Where To Start Investing In Gold
The internet has been a godsend to gold investors, making it easier to find both the right information when making investment decisions and to track down trustworthy and reliable gold dealers.
Unless you have a very good local dealer, or even despite of this – we would recommend starting with a web search. First of all you’d be looking for free Gold Investment Guides which will help you not only learn more about investing but also give you some initial insight into what different bullion dealers are like to deal with.
There are currently over 1400 bullion dealers listed in the industry directory and hundreds more smaller companies who are not – so it’s not like you are ever stuck for choice.
Many dealers have excellent websites and free shipping so it’s not a difficult process making a small test purchase. A few silver bars and coins or a small gold bar if you’re nervous and would like to test the water.
Online auctions have become notoriously bad for selling fakes, as have a number of importer sites. It’s best to stick with a known national brand or a trusted local dealer for your first test buy – but if not remember if a product seems much too cheap, there’s a reason for that.

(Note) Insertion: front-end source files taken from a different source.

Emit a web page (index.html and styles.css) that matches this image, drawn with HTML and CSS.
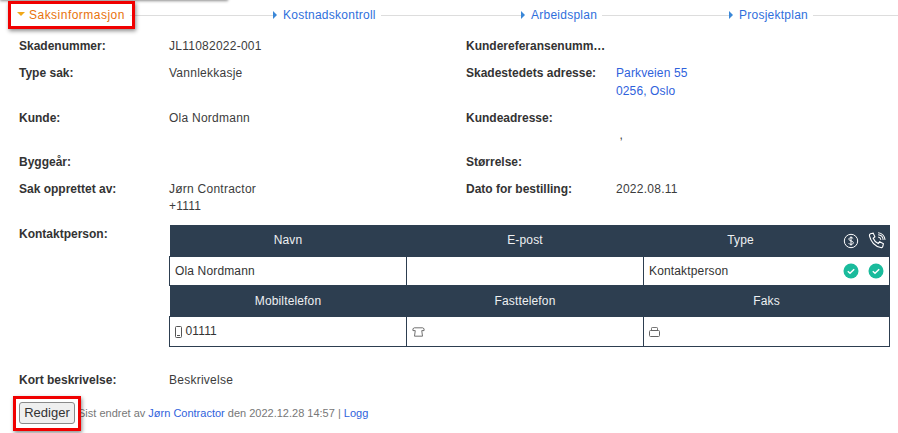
FILE: index.html
```html
<!DOCTYPE html>
<html lang="no">
<head>
<meta charset="utf-8">
<title>Saksinformasjon</title>
<link rel="stylesheet" href="styles.css">
</head>
<body>
<div class="topshadow"></div>
<nav class="tabs">
  <div class="tab active"><span class="tri-down"></span><span class="tab-label">Saksinformasjon</span><span class="tab-line"></span></div>
  <div class="tab"><span class="tri-right"></span><span class="tab-label">Kostnadskontroll</span><span class="tab-line"></span></div>
  <div class="tab"><span class="tri-right"></span><span class="tab-label">Arbeidsplan</span><span class="tab-line"></span></div>
  <div class="tab"><span class="tri-right"></span><span class="tab-label">Prosjektplan</span><span class="tab-line"></span></div>
</nav>
<main class="info">
  <div class="row">
    <div class="label">Skadenummer:</div><div class="value">JL11082022-001</div>
    <div class="label">Kundereferansenumm…</div><div class="value"></div>
  </div>
  <div class="row row-addr">
    <div class="label">Type sak:</div><div class="value">Vannlekkasje</div>
    <div class="label">Skadestedets adresse:</div><div class="value link addr">Parkveien 55<br>0256, Oslo</div>
  </div>
  <div class="row">
    <div class="label">Kunde:</div><div class="value">Ola Nordmann</div>
    <div class="label">Kundeadresse:</div><div class="value"><br>&nbsp;,</div>
  </div>
  <div class="row">
    <div class="label">Byggeår:</div><div class="value"></div>
    <div class="label">Størrelse:</div><div class="value"></div>
  </div>
  <div class="row">
    <div class="label">Sak opprettet av:</div><div class="value">Jørn Contractor<br>+1111</div>
    <div class="label">Dato for bestilling:</div><div class="value">2022.08.11</div>
  </div>
  <div class="contact">
    <div class="label contact-label">Kontaktperson:</div>
    <table class="ctable">
      <colgroup><col class="c1"><col class="c2"><col class="c3"></colgroup>
      <tr class="head">
        <th>Navn</th><th>E-post</th>
        <th class="type-head"><span>Type</span>
          <span class="icons">
            <svg class="ico" viewBox="0 0 16 16"><circle cx="8" cy="8" r="6.700" fill="none" stroke="#fff" stroke-width="1"/><path d="M10.200 5.700C9.800 4.900 9 4.600 8 4.600c-1.200 0-2.100.600-2.100 1.600 0 2.200 4.400 1.200 4.400 3.500 0 1-.900 1.700-2.300 1.700-1.100 0-1.900-.400-2.300-1.200M8 3.400v9.200" fill="none" stroke="#fff" stroke-width="1"/></svg>
            <svg class="ico ico-phone" viewBox="0 0 16 16"><path d="M2.200 1.600 4.600 1l1.500 3.300-1.500 1.200c.800 2 2.400 3.700 4.500 4.700l1.300-1.500 3.300 1.700-.600 2.500c-.200.800-1 1.100-1.800.900C6.200 12.600 2.600 8.700 1.300 3.400c-.100-.800.200-1.500.900-1.800z" fill="none" stroke="#fff" stroke-width="1"/><path d="M9 4.500c1.300.200 2.300 1.200 2.500 2.500M9 2.500c2.500.200 4.300 2 4.500 4.500M9 .700c3.400.200 6 2.900 6.200 6.300" fill="none" stroke="#fff" stroke-width=".9"/></svg>
          </span>
        </th>
      </tr>
      <tr class="body first">
        <td>Ola Nordmann</td><td></td>
        <td class="type-cell"><span>Kontaktperson</span>
          <span class="icons checks">
            <svg class="ico" viewBox="0 0 16 16"><circle cx="8" cy="8" r="7.500" fill="#1abb9c"/><path d="M4.800 8.200 7 10.200l4.200-4" fill="none" stroke="#fff" stroke-width="1.500"/></svg>
            <svg class="ico" viewBox="0 0 16 16"><circle cx="8" cy="8" r="7.500" fill="#1abb9c"/><path d="M4.800 8.200 7 10.200l4.200-4" fill="none" stroke="#fff" stroke-width="1.500"/></svg>
          </span>
        </td>
      </tr>
      <tr class="head">
        <th>Mobiltelefon</th><th>Fasttelefon</th><th>Faks</th>
      </tr>
      <tr class="body">
        <td><svg class="small" viewBox="0 0 7 12"><rect x=".5" y=".5" width="6" height="11" rx="1" fill="none" stroke="#555" stroke-width="1"/><path d="M2 9.500h3" stroke="#555" stroke-width="1"/></svg> 01111</td>
        <td><svg class="small wide" viewBox="0 0 14 10"><path d="M1 1.500 2.500.5h9L13 1.500v2h-2.500l.8 6H2.700l.8-6H1z" fill="none" stroke="#666" stroke-width="1"/></svg></td>
        <td><svg class="small fax" viewBox="0 0 11 10"><path d="M2.500 4V1.200Q2.500.5 3.200.5h4.600Q8.500.5 8.500 1.200V4" fill="none" stroke="#777" stroke-width="1"/><rect x=".5" y="3.500" width="10" height="6" rx="1" fill="none" stroke="#666" stroke-width="1"/></svg></td>
      </tr>
    </table>
  </div>
  <div class="row short">
    <div class="label">Kort beskrivelse:</div><div class="value">Beskrivelse</div>
  </div>
  <footer class="foot">
    <button class="edit" type="button">Rediger</button>
    <span class="meta">Sist endret av <a class="link">Jørn Contractor</a> den 2022.12.28 14:57 | <a class="link">Logg</a></span>
  </footer>
</main>
<div class="mark mark-tab"></div>
<div class="mark mark-btn"></div>
</body>
</html>
```
FILE: styles.css
```css
* { box-sizing: border-box; }
html, body { margin: 0; padding: 0; }
body {
  width: 898px;
  height: 433px;
  overflow: hidden;
  position: relative;
  background: #fff;
  color: #333;
  font: 12px/17px "Liberation Sans", Arial, sans-serif;
  letter-spacing: .25px;
}
.topshadow {
  position: absolute;
  left: 0; top: -4px;
  width: 228px; height: 4px;
  box-shadow: 0 1px 3px rgba(0,0,0,.45);
}
.tabs {
  display: grid;
  grid-template-columns: 256px 248px 208px 169px;
  padding: 7px 0 0 17px;
  height: 38px;
}
.tab {
  display: flex;
  align-items: center;
  height: 17px;
  color: #2f6fdc;
  letter-spacing: .25px;
}
.tab.active { color: #e8730c; letter-spacing: .48px; }
.tri-down {
  width: 0; height: 0;
  margin-right: 4px;
  margin-top: -3px;
  border-left: 4px solid transparent;
  border-right: 4px solid transparent;
  border-top: 4px solid #f0a818;
}
.tri-right {
  width: 0; height: 0;
  margin-right: 6px;
  margin-top: -2px;
  border-top: 4px solid transparent;
  border-bottom: 4px solid transparent;
  border-left: 4px solid #3a87d8;
}
.tab-label { white-space: nowrap; }
.tab-line {
  flex: 1;
  height: 1px;
  margin-left: 5px;
  background: #ddd;
}
.info { padding-left: 19px; }
.row {
  display: grid;
  grid-template-columns: 150px 297px 150px 1fr;
  padding-bottom: 10px;
}
.label { font-weight: bold; white-space: nowrap; letter-spacing: 0; }
.value { color: #3c3c3c; }
.link { color: #2f62dc; }
.addr { letter-spacing: .12px; line-height: 17.5px; }
.contact {
  display: grid;
  grid-template-columns: 150px 720px;
}
.contact-label { padding-top: 1px; }
.ctable {
  width: 720px;
  height: 121px;
  border-collapse: collapse;
  table-layout: fixed;
  letter-spacing: .15px;
}
.c1, .c2 { width: 237px; }
.c3 { width: 246px; }
.ctable th, .ctable td { padding: 0 5px; }
.head { background: #2d3e50; color: #eef0f2; height: 31px; }
.head th { font-weight: normal; text-align: center; padding-top: 1px; }
.body { height: 30px; }
.body.first { height: 29px; }
.body td { border: 1px solid #2d3e50; color: #333; padding-top: 1px; }
.ctable .type-head { position: relative; padding-right: 57px; }
.type-cell { position: relative; }
.icons {
  position: absolute;
  right: 4px;
  top: 50%;
  margin-top: -8px;
  display: flex;
  align-items: center;
  gap: 9px;
}
.checks { right: 5px; }
.ico { width: 16px; height: 16px; display: block; }
.ico-phone { width: 18px; height: 18px; }
.small { width: 7px; height: 12px; vertical-align: -3px; }
.small.wide { width: 13px; height: 10px; vertical-align: -2px; }
.small.fax { width: 11px; height: 10px; vertical-align: -2px; }
.short { margin-top: 25px; padding-bottom: 13px; }
.foot { display: flex; align-items: center; gap: 3px; height: 22px; }
.edit {
  width: 56px; height: 22px;
  padding: 0;
  background: #efefef;
  border: 1px solid #8a8a8a;
  border-radius: 3px;
  color: #333;
  font: inherit;
  font-size: 13px;
  letter-spacing: 0;
}
.meta { color: #777; font-size: 11px; letter-spacing: 0; padding-top: 1px; }
.mark {
  position: absolute;
  border: 3px solid #f00000;
  box-shadow: 1px 2px 4px rgba(0,0,0,.45);
  pointer-events: none;
}
.mark-tab { left: 8px; top: 1px; width: 127px; height: 28px; }
.mark-btn { left: 13px; top: 396px; width: 68px; height: 35px; }
```
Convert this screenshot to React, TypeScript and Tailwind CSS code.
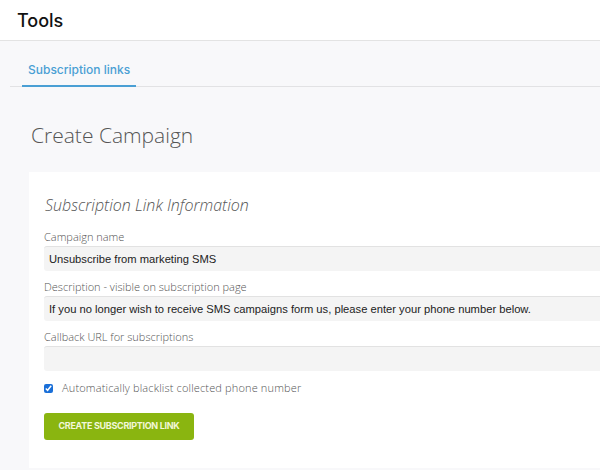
export default function App() {
  return (
    <div className="h-[470px] w-[600px] overflow-hidden bg-[#f8f8fa] font-['Open_Sans',sans-serif]">
      <header className="flex h-[41px] items-center border-b border-[#e3e3e3] bg-white px-[17px]">
        <h1 className="text-[18px] font-medium text-[#111] font-['Inter',sans-serif]">Tools</h1>
      </header>

      <nav className="ml-[10px] flex h-[46px] items-end border-b border-[#e2e2e4]">
        <div className="ml-[12px] -mb-px border-b-2 border-[#4a9fd4] px-[6px] pb-[6px] text-[12px] font-medium text-[#4a9fd4] font-['Inter',sans-serif]">
          Subscription links
        </div>
      </nav>

      <div className="pl-[29px] pt-[33px]">
        <h2 className="pl-[2px] text-[21px] font-light leading-[30px] text-[#555]">Create Campaign</h2>

        <section className="mt-[22px] bg-white pb-[28px] pl-[15px] pt-[22px]">
          <h3 className="pl-[1px] text-[16px] font-light italic leading-[22px] text-[#555]">
            Subscription Link Information
          </h3>

          <div className="mt-[14px] flex flex-col gap-[9px]">
            <Field label="Campaign name" value="Unsubscribe from marketing SMS" />
            <Field
              label="Description - visible on subscription page"
              value="If you no longer wish to receive SMS campaigns form us, please enter your phone number below."
            />
            <Field label="Callback URL for subscriptions" value="" />
          </div>

          <label className="mt-[9px] flex items-center gap-[9px] text-[11px] font-light tracking-[0.15px] text-[#555]">
            <input type="checkbox" defaultChecked className="h-[9px] w-[9px] accent-[#1a6fd8]" />
            Automatically blacklist collected phone number
          </label>

          <button className="mt-[16px] h-[27px] w-[150px] rounded-[3px] bg-[#8ab510] text-[9px] font-bold tracking-[-0.3px] text-[#f2f7d9] font-['Inter',sans-serif]">
            CREATE SUBSCRIPTION LINK
          </button>
        </section>
      </div>
    </div>
  );
}

function Field({ label, value }: { label: string; value: string }) {
  return (
    <div>
      <div className="mb-[2px] text-[11px] font-light leading-[14px] text-[#555]">{label}</div>
      <div className="flex h-[25px] items-center rounded-l-[3px] border-t border-[#e2e2e2] bg-[#f4f4f4] pl-[5px] text-[11.2px] text-[#222] font-['Liberation_Sans',sans-serif]">
        {value}
      </div>
    </div>
  );
}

Precious metals are beautiful long-term investments and being a high-cost acquisition, it’s important you make sure your investment journey starts off on the right foot.
Gold Investment Companies
When buying gold as an investment you have a choice to buy through local coin shops, online e-commerce stores which offer a simple self-serve checkout – or through professional gold investment companies.
They will typically have a minimum investment amount, usually $25-$30k (this is due to the very small premiums in gold, with companies often making as little as 1% profit on any deals) and can carry out all elements of the investment process on your behalf, much as a concierge service.
These can offer excellent value for both new and seasoned investors and will often have reduced vaulting fees and special wholesale prices due to the enormous economy of scale on which they run.
Where coin stores may focus their expertise on special collector coins, not low-premium bullion – and e-commerce giant help desks are only concerned with assisting you with any checkout issues or website malfunctions, the key difference between them and gold investment companies comes down to quality of both service and advice.
The professionals that gold investment companies hire will know the gold investment market inside out and be able to advise on anything from current and future market conditions, to pending changes in legislation and will just as happily help with selecting items to best match your appetite for risk or help rollover your 401k to a gold IRA.
Although there are thousands of small-scale metals dealers, professional Gold Investment Companies are far fewer on the ground and will usually be centered around gold trading or vaulting hotspots like New York, Southern California, Texas and Miami.
For any investment over $25,000 we’d always recommend the expert help they provide over any other method of buying – especially for a newcomer to precious metals.